▸ **GIVEN EXERCISE**:
Only the lines from the start of the data below through the line that contains "const [enabled, setEnabled]" are to be copied, exactly and without pictures.

#### DATA LINES ####

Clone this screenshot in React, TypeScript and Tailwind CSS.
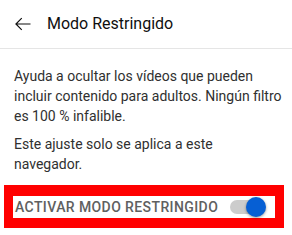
import React, { useState } from 'react';

const App: React.FC = () => {
  const [enabled, setEnabled] = useState(true);

  return (
    <div className="w-[292px] h-[235px] bg-white overflow-hidden" style={{ fontFamily: 'Roboto, "Liberation Sans", sans-serif' }}>
      {/* Header */}
      <div className="flex items-center h-[49px] border-b border-[#e5e5e5] pl-[13px]">
        <button className="w-[20px] h-[20px] flex items-center justify-center text-[#0f0f0f]">
          <svg width="20" height="20" viewBox="0 0 24 24" fill="none" stroke="currentColor" strokeWidth="1.4">
            <path d="M21 12H3.5M10.5 5l-7 7 7 7" />
          </svg>
        </button>
        <span className="ml-[14px] text-[16px] text-[#0f0f0f]">Modo Restringido</span>
      </div>

      {/* Body */}
      <div className="pl-[14px] pr-[4px] pt-[17px] text-[14px] leading-[20px] text-[#303030] whitespace-nowrap">
        <p>
          Ayuda a ocultar los vídeos que pueden
          <br />
          incluir contenido para adultos. Ningún filtro
          <br />
          es 100 % infalible.
        </p>
        <p className="mt-[8px]">
          Este ajuste solo se aplica a este
          <br />
          navegador.
        </p>
      </div>

      {/* Toggle row (highlighted) */}
      <div className="ml-[4px] mt-[11px] w-[280px] border-[#ff0000] border-x-[9px] border-t-[11px] border-b-[10px]">
        <div className="flex items-center justify-between h-[22px] pl-[2px] pr-[9px]">
          <span className="text-[14px] font-medium uppercase text-[#606060] tracking-[0.4px]">Activar modo restringido</span>
          <button onClick={() => setEnabled(!enabled)} className="relative w-[36px] h-[20px] flex items-center">
            <span className="w-[34px] h-[14px] rounded-full bg-[#cccccc]" />
            <span className={`absolute top-0 w-[20px] h-[20px] rounded-full shadow-[0_1px_3px_rgba(0,0,0,0.4)] ${enabled ? 'right-0 bg-[#065fd4]' : 'left-0 bg-[#f1f1f1]'}`} />
          </button>
        </div>
      </div>
    </div>
  );
};

export default App;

####

▸ **RESPONSE**:
Clone this screenshot in React, TypeScript and Tailwind CSS.
import React, { useState } from 'react';

const App: React.FC = () => {
  const [enabled, setEnabled] = useState(true);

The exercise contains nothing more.